No matter how hard you’ve been trying to grow plump and healthy tomatoes, they appear to be funny, strange looking and even deformed. The problem you’re dealing with is called catfacing and it’s a common problem with tomatoes. Learn how to deal with the catfacing disorder, cause it’s never too early to be thinking about your tomatoes.
Why Are My Tomatoes Deformed And Funny Looking?
Catfacing is a term used to describe a deformity in fruits like tomatoes. A tomato affected by this physiological disorder has scarred indentations, holes and cavities, usually on the blossom end of the fruit. These fruits are safe to eat, but, unfortunately, they are not marketable.
The causes of catfacing are not definitely known and there’s little information on the exact cause of this disorder, but it’s generally agreed that there are several possible causes of catfacing in tomatoes.
The most common cause of catfacing is a growth disturbance during the blossom stage. Any abnormality in early flower bud development can cause scarring of fruit and those abnormalities are mainly caused by environmental factors and unfavorable growing conditions.
The extended periods of cold temperatures especially at night are the main culprit for abnormalities in fruit development. Tomato flowers can not develop properly if temperatures drop below 50°F, even if daytime temperatures are high and stable.
It also appears to be that severe pruning in indeterminate varieties may increase catfacing disorder because of reductions in auxins in the plant – a plant hormone that causes the elongation of cells in shoots and is involved in regulating plant growth.
Other possible causes of catfacing are excess nitrogen, insect damage and accidental exposure to hormonal herbicides.
Can anything be done to stop catfacing and deformities on my tomatoes?
In this case, prevention works better than cure. If catfacing disorder occurs, there’s little that can be done. So, before you decide growing tomatoes, you should pick a variety suitable for the growing conditions you can provide them with.
First of all, you can choose a cultivar less susceptible and prone to catfacing. Large and round tomatoes so as jointless varieties are more sensitive to lower temperatures and less prone to catfacing than small and jointed varieties. Also, older cultivars appear to be more resistant and less prone to physical disorders like catfacing.

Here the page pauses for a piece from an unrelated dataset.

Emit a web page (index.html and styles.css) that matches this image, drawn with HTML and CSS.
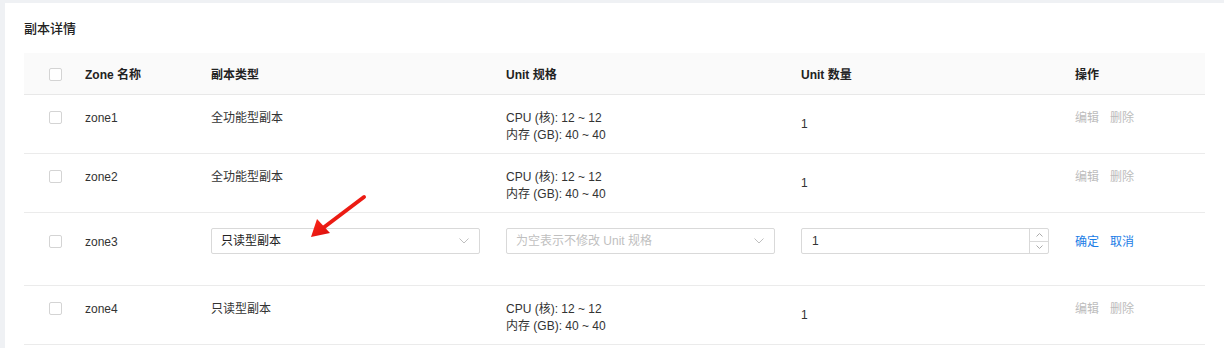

Some more hardy varieties are ‘Homestead‘ and ‘Monte Carlo’.
If you live in regions where night temperature often drops below 50° the only way you can grow your tomatoes are in a greenhouse. Nevertheless, always consider a proper temperature control and make sure that the temperature in the greenhouse is constantly high, especially during the flower development phase.
But if you want to grow a variety that is susceptible to catfacing you should either protect it during frost or consider planting them when all danger of frost has passed.